Amazon, Google and Facebook All Face Pressure in Russia

(Bloomberg View) -- The Russian authorities' first experiment with blocking a popular messenger application -- Telegram -- is not working out so far. The web censorship agency, Roskomnadzor, has blocked millions of internet addresses to beat Telegram into submission, but it's still widely available even without any bypass mechanisms, while numerous legitimate sites have experienced downtime.

The Russian social networks have exploded with sarcastic memes, but the merriment is likely misplaced. The experience will almost certainly push Russia toward the Great Chinese Firewall model, which will include reprisals on virtual private networks and Western cloud services. Roskomnadzor plans to block Facebook by the end of this year, and it will need to get better at it -- and to get more resources -- to succeed against such a formidable adversary. There's no indication that the Kremlin will deny the necessary funding.

Telegram, which has about 15 million users in Russia, has been banned for its refusal to hand over encryption keys to Russia's domestic intelligence, the FSB. The messenger, which also hosts thousands of "channels" with all sorts of content, from political insiders' musings to darknet business advice, was well-prepared for Roskomnadzor's attempt to block it starting Monday. The only method Roskomnadzor has used so far to block sites was to order internet providers to cut off access to certain IP addresses. Telegram started routing users to numerous IP addresses that weren't on the censor's blacklist. They belonged to the world's leading cloud services, run by Amazon and Google.

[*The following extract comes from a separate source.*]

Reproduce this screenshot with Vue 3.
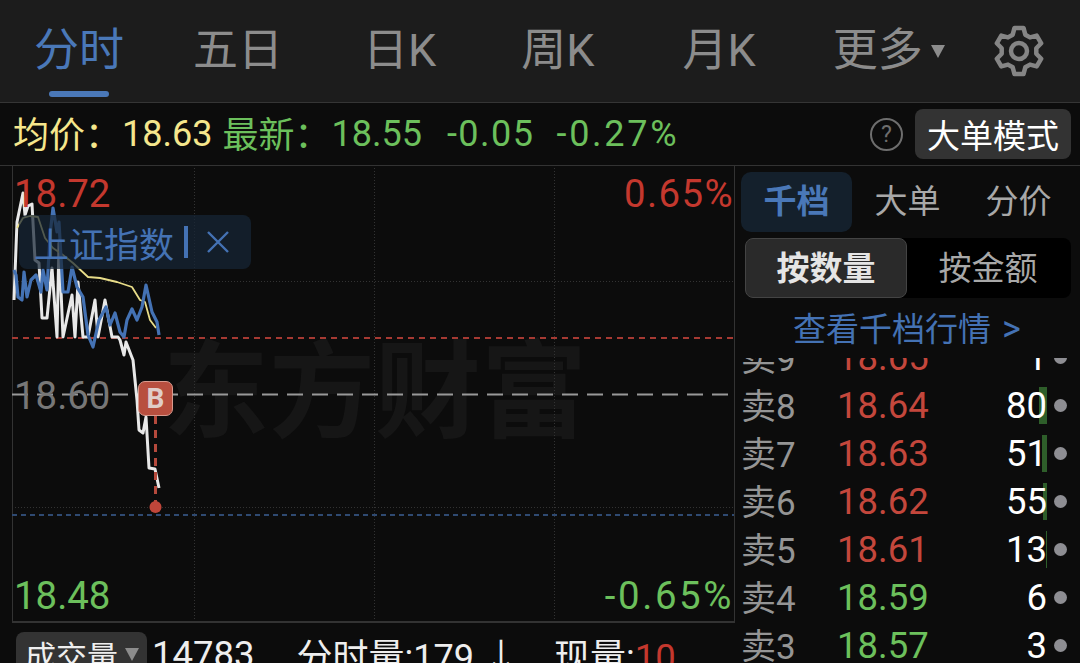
<script setup>
// 盘口数据
const rows = [
  { label: '卖', no: 9, price: '18.65', up: true, qty: 1, bar: 0 },
  { label: '卖', no: 8, price: '18.64', up: true, qty: 80, bar: 8 },
  { label: '卖', no: 7, price: '18.63', up: true, qty: 51, bar: 5 },
  { label: '卖', no: 6, price: '18.62', up: true, qty: 55, bar: 4 },
  { label: '卖', no: 5, price: '18.61', up: true, qty: 13, bar: 1 },
  { label: '卖', no: 4, price: '18.59', up: false, qty: 6, bar: 0 },
  { label: '卖', no: 3, price: '18.57', up: false, qty: 3, bar: 0 }
]

const whiteLine = '14,300 17,222 23,193 25,215 28,206 32,204 35,260 39,263 42,318 47,318 52,268 57,337 59,243 63,337 72,295 75,337 78,282 83,337 88,337 95,300 98,337 105,300 112,337 118,337 120,340 124,355 126,342 131,355 133,360 137,400 139,430 143,433 146,417 149,468 155,469 159,488'
const blueLine = '14,270 16,275 18,297 22,300 24,272 27,297 31,280 36,275 41,292 43,270 47,290 50,235 53,208 57,232 59,222 63,292 68,292 72,267 77,287 83,297 88,335 93,347 99,320 106,307 110,325 115,313 120,332 124,337 127,320 132,309 137,320 142,307 146,285 152,312 157,322 159,335'
const yellowLine = '17,228 23,218 30,216 38,217 45,238 53,248 63,255 73,263 88,277 100,278 117,282 132,287 140,300 145,302 150,320 156,328'

// 六齿齿轮
const gearPoints = (() => {
  const pts = []
  for (let i = 0; i < 6; i++) {
    const a = i * 60 - 90
    const add = (deg, r) => {
      const t = ((a + deg) * Math.PI) / 180
      pts.push((r * Math.cos(t)).toFixed(1) + ',' + (r * Math.sin(t)).toFixed(1))
    }
    add(-21, 17.5)
    add(-11, 23.5)
    add(11, 23.5)
    add(21, 17.5)
  }
  return pts.join(' ')
})()
</script>

<template>
  <div class="page">
    <header class="tabs">
      <span class="tab active">分时</span>
      <span class="tab">五日</span>
      <span class="tab">日K</span>
      <span class="tab">周K</span>
      <span class="tab">月K</span>
      <span class="tab">更多<i class="caret"></i></span>
      <svg class="gear" width="56" height="56" viewBox="-28 -28 56 56">
        <polygon :points="gearPoints" fill="none" stroke="#858585" stroke-width="4.5" stroke-linejoin="round" />
        <circle r="8" fill="none" stroke="#858585" stroke-width="4.5" />
      </svg>
    </header>

    <section class="stats">
      <span class="yellow cjk">均价：</span>
      <span class="yellow s-avg">18.63</span>
      <span class="green cjk s-new">最新：</span>
      <span class="green s-price">18.55</span>
      <span class="green s-diff">-0.05</span>
      <span class="green s-pct">-0.27%</span>
      <span class="help">?</span>
      <button class="mode">大单模式</button>
    </section>

    <main class="body">
      <div class="left">
        <div class="chart">
          <div class="watermark">东方财富</div>
          <svg class="plot" width="735" height="458" viewBox="0 165 735 458">
            <g stroke="#333" stroke-width="1" stroke-dasharray="1 2" fill="none">
              <path d="M194.5 165V622M374.5 165V622M554.5 165V622" />
              <path d="M12 281.5H734M12 507.5H734" />
            </g>
            <path d="M12 338H734" stroke="#a63a33" stroke-width="2" stroke-dasharray="6 5" />
            <path d="M12 394.5H734" stroke="#999" stroke-width="2" stroke-dasharray="16 9" />
            <path d="M12 515H734" stroke="#2f4a72" stroke-width="2" stroke-dasharray="5 4" />
            <polyline :points="whiteLine" fill="none" stroke="#e8e8e8" stroke-width="3" stroke-linejoin="round" />
            <polyline :points="yellowLine" fill="none" stroke="#e8dc88" stroke-width="1.8" stroke-linejoin="round" />
            <polyline :points="blueLine" fill="none" stroke="#4472b4" stroke-width="3.2" stroke-linejoin="round" />
            <path d="M155.5 416V507" stroke="#b5493c" stroke-width="3" stroke-dasharray="8 6" />
            <circle cx="155.5" cy="507" r="6" fill="#c0463a" />
          </svg>

          <span class="val red v-top-l">18.72</span>
          <span class="val red v-top-r">0.65%</span>
          <span class="val grey v-mid">18.60</span>
          <span class="val green v-bot-l">18.48</span>
          <span class="val green v-bot-r">-0.65%</span>

          <div class="overlay">
            <span class="ov-text">上证指数</span>
            <i class="ov-bar"></i>
            <svg width="24" height="24" viewBox="0 0 24 24">
              <path d="M2 2L22 22M22 2L2 22" stroke="#4472b4" stroke-width="2.4" fill="none" />
            </svg>
          </div>

          <div class="b-mark">B</div>
        </div>

        <div class="volume">
          <span class="pill">成交量<i class="pill-caret"></i></span>
          <span class="v-total">14783</span>
          <span class="v-min">分时量:179 ↓</span>
          <span class="v-now">现量:<em>10</em></span>
        </div>
      </div>

      <aside class="side">
        <div class="side-tabs">
          <span class="side-tab active">千档</span>
          <span class="side-tab">大单</span>
          <span class="side-tab">分价</span>
        </div>
        <div class="segment">
          <span class="seg on">按数量</span>
          <span class="seg">按金额</span>
        </div>
        <div class="more">查看千档行情<span class="more-arrow">&gt;</span></div>
        <div class="book">
          <div class="rows">
            <div v-for="r in rows" :key="r.no" class="row">
              <span class="r-label">{{ r.label }}{{ r.no }}</span>
              <span class="r-price" :class="r.up ? 'red-soft' : 'green'">{{ r.price }}</span>
              <span class="r-qty">
                <i class="r-bar" :style="{ width: r.bar + 'px' }"></i>
                <b>{{ r.qty }}</b>
              </span>
              <i class="r-dot"></i>
            </div>
          </div>
        </div>
      </aside>
    </main>
  </div>
</template>

<style scoped>
.page {
  width: 1080px;
  height: 663px;
  overflow: hidden;
  background: #0c0c0c;
  font-family: Roboto, "Noto Sans CJK SC", sans-serif;
  color: #fff;
  display: flex;
  flex-direction: column;
}

.tabs {
  height: 102px;
  flex: none;
  background: #1c1c1c;
  border-bottom: 1px solid #353535;
  display: flex;
  align-items: center;
  padding-left: 34px;
  font-size: 45px;
  font-weight: 400;
  color: #8c8c8c;
}
.tab {
  position: relative;
  line-height: 108px;
  white-space: nowrap;
  display: flex;
  align-items: center;
}
.tab:nth-child(2) { margin-left: 69px; }
.tab:nth-child(3) { margin-left: 80px; }
.tab:nth-child(4) { margin-left: 85px; }
.tab:nth-child(5) { margin-left: 88px; }
.tab:nth-child(6) { margin-left: 77px; }
.tab.active { color: #4a78b8; }
.tab.active::after {
  content: "";
  position: absolute;
  left: 15px;
  right: 15px;
  bottom: 8px;
  height: 6px;
  border-radius: 3px;
  background: #4a78b8;
}
.caret {
  margin-left: 8px;
  width: 0;
  height: 0;
  border-left: 7px solid transparent;
  border-right: 7px solid transparent;
  border-top: 13px solid #8c8c8c;
}
.gear { margin-left: 46px; }

.stats {
  height: 62px;
  flex: none;
  display: flex;
  align-items: center;
  padding: 0 9px 0 13px;
  font-size: 36px;
  font-weight: 400;
  border-bottom: 1px solid #333;
  white-space: nowrap;
}
.cjk {
  font-size: 36px;
  margin-bottom: 4px;
}
.yellow { color: #f5e68c; }
.green { color: #6cc05c; }
.red { color: #c4382e; }
.grey { color: #777; }
.red-soft { color: #c4473c; }
.s-avg { margin-left: 1px; }
.s-new { margin-left: 10px; }
.s-price { margin-left: 1px; }
.s-diff { margin-left: 25px; letter-spacing: 1.5px; }
.s-pct { margin-left: 22px; letter-spacing: 2.7px; }
.help {
  margin-left: auto;
  width: 29px;
  height: 29px;
  border: 2px solid #6e6e6e;
  border-radius: 50%;
  color: #6e6e6e;
  font-size: 23px;
  line-height: 29px;
  text-align: center;
}
.mode {
  margin-left: 12px;
  width: 156px;
  height: 50px;
  border: 0;
  border-radius: 8px;
  background: #333;
  color: #fff;
  font: 400 33px Roboto, "Noto Sans CJK SC", sans-serif;
  padding: 0;
}

.body {
  flex: 1;
  display: flex;
  min-height: 0;
}
.left {
  width: 735px;
  flex: none;
}
.chart {
  position: relative;
  height: 457px;
  margin-left: 12px;
  border-left: 1px solid #333;
  border-bottom: 2px solid #333;
  border-right: 1px solid #333;
  box-sizing: border-box;
}
.plot {
  position: absolute;
  left: -13px;
  top: -1px;
}
.watermark {
  position: absolute;
  left: 150px;
  top: 167px;
  font-size: 106px;
  line-height: 120px;
  font-weight: 700;
  color: #161616;
  white-space: nowrap;
}
.val {
  position: absolute;
  font-size: 38.4px;
  font-weight: 400;
  line-height: 44px;
}
.v-top-l { left: 1px; top: 6px; }
.v-top-r { right: 0; top: 6px; letter-spacing: 1.4px; }
.v-mid { left: 1px; top: 208px; }
.v-bot-l { left: 1px; top: 408px; }
.v-bot-r { right: 0; top: 408px; letter-spacing: 2.6px; }
.overlay {
  position: absolute;
  left: 6px;
  top: 49px;
  width: 232px;
  height: 54px;
  border-radius: 8px;
  background: rgba(22, 38, 54, 0.72);
  display: flex;
  align-items: center;
  padding-left: 15px;
  box-sizing: border-box;
  color: #4472b4;
  font-size: 35px;
  white-space: nowrap;
}
.ov-bar {
  width: 4px;
  height: 32px;
  margin: 0 18px 0 10px;
  background: #4472b4;
}
.b-mark {
  position: absolute;
  left: 125px;
  top: 215px;
  width: 35px;
  height: 35px;
  box-sizing: border-box;
  border: 1px solid #d89a8e;
  border-radius: 7px;
  background: #b84f3f;
  color: #e0cdc9;
  font-size: 28px;
  font-weight: 700;
  line-height: 33px;
  text-align: center;
}

.volume {
  display: flex;
  align-items: center;
  height: 44px;
  margin-top: 9px;
  margin-left: 16px;
  font-size: 36.5px;
  font-weight: 400;
  color: #eee;
  white-space: nowrap;
}
.pill {
  width: 131px;
  height: 44px;
  flex: none;
  background: #333;
  border-radius: 8px 8px 0 0;
  display: flex;
  align-items: center;
  padding-left: 9px;
  box-sizing: border-box;
  font-size: 31px;
  font-weight: 400;
}
.pill-caret {
  margin-left: 7px;
  width: 0;
  height: 0;
  border-left: 7px solid transparent;
  border-right: 7px solid transparent;
  border-top: 13px solid #8c8c8c;
}
.v-total { margin-left: 5px; }
.v-min { margin-left: 42px; font-size: 36px; }
.v-now { margin-left: 35px; font-size: 36px; }
.v-now em { font-style: normal; color: #c4382e; font-size: 36.5px; }

.side {
  flex: 1;
  display: flex;
  flex-direction: column;
  padding-left: 6px;
  min-width: 0;
}
.side-tabs {
  display: flex;
  margin-top: 6px;
  height: 60px;
}
.side-tab {
  width: 111px;
  text-align: center;
  line-height: 60px;
  font-size: 33px;
  color: #a8a8a8;
  border-radius: 10px;
}
.side-tab.active {
  background: #14202c;
  color: #4a78b8;
  font-weight: 700;
}
.segment {
  margin: 6px 9px 0 4px;
  height: 60px;
  border-radius: 8px;
  background: #000;
  display: flex;
  font-size: 33px;
}
.seg {
  width: 162px;
  text-align: center;
  line-height: 60px;
  color: #a8a8a8;
  box-sizing: border-box;
  border-radius: 8px;
  border: 1px solid transparent;
}
.seg.on {
  background: #2a2a2a;
  border-color: #444;
  color: #e5e5e5;
  font-weight: 700;
}
.more {
  height: 60px;
  line-height: 62px;
  padding-left: 52px;
  font-size: 33px;
  color: #4472b4;
  white-space: nowrap;
}
.more-arrow {
  margin-left: 11px;
  font-size: 36px;
}
.book {
  flex: 1;
  overflow: hidden;
  min-height: 0;
}
.rows { margin-top: -25px; }
.row {
  height: 48px;
  display: flex;
  align-items: center;
}
.r-label {
  width: 96px;
  flex: none;
  font-size: 35px;
  font-weight: 400;
  color: #959595;
  margin-bottom: 3px;
}
.r-price {
  width: 90px;
  flex: none;
  font-size: 36.5px;
  font-weight: 400;
}
.r-qty {
  position: relative;
  width: 120px;
  height: 37px;
  flex: none;
  font-size: 36.5px;
  font-weight: 400;
  text-align: right;
  line-height: 37px;
}
.r-qty b { position: relative; font-weight: 400; }
.r-bar {
  position: absolute;
  right: 0;
  top: 0;
  bottom: 0;
  background: #2e5e2a;
}
.r-dot {
  margin-left: 7px;
  width: 13px;
  height: 13px;
  border-radius: 50%;
  background: #8e8e93;
}
</style>

<style>
html, body { background: #0c0c0c; }
</style>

Roskomnadzor attempted to rise to the challenge. According to usher2.club, a service run by an anonymous hacker to track the number of IP addresses blocked by the censor, it went from hundreds of thousands of addresses to millions. About 16 million were being blocked at the time of this writing. The problem with this approach is that Telegram can keep using new IP addresses from the cloud providers, but the blocks inevitably affect other sites that these providers host on the same subnetworks. E-commerce businesses, a delivery service, a language school and Viber, a messenger Russia had no intention of blocking, were among the many affected; so were a couple of major banks, a payment service, the networks used by Sony Playstation and Xbox players. Even the Kremlin museums were forced to stop selling electronic tickets because of the blocks. 

Roskomnadzor set up a hotline for legitimate services so they could demand to be taken off the blacklist, and none has remained offline long enough to be able to sue for serious damages. Otherwise the censor has been unfazed. In an interview with the pro-Kremlin daily Izvestia, Roskomnadzor chief Alexander Zharov denied that any legitimate services suffered. The censor has demanded that Apple and Google kick Telegram out of their Russian app stores, and it's betting that the cloud service providers will stop helping Telegram with capacity to avoid repercussions. "We count on both Amazon and Google to prioritize their business over political motives," Zharov told Izvestia. "The U.S. companies must create technical conditions that will make the service unavailable in Russian territory." 

Zharov accused Telegram founder Pavel Durov of hiding behind the backs of legitimate resources to thumb his nose at the regulator. He pointed to the example of Zello, a Texas-based walkie-talkie app, blocked by Roskomnadzor at the request of the FSB, which alleged it was being used by terrorists. Zello deployed a similar tactic to Telegram's before it was told to stop first by Amazon and then by Google.

Durov, for his part, used his Telegram channel -- accessible to most Russian users, too, despite Roskomnadzor's efforts -- to thank Apple, Google,  Amazon and Microsoft "for not taking part in political censorship." (Apple and Microsoft are included because their operating systems enabled Telegram to push constantly changing IP addresses to Russian users). But U.S. internet companies -- which already accept a host of restrictions in China -- will inevitably have to choose between continuing to keep Telegram alive in Russia and keeping other Russian clients and the revenue they bring. The memes portraying Roskomnadzor as a gun-wielding madman firing off a targetless hail of bullets into space are appealing, but the space is owned by profit-seeking corporations, and my bet is against Telegram's ability to continue its cat-and-mouse game indefinitely.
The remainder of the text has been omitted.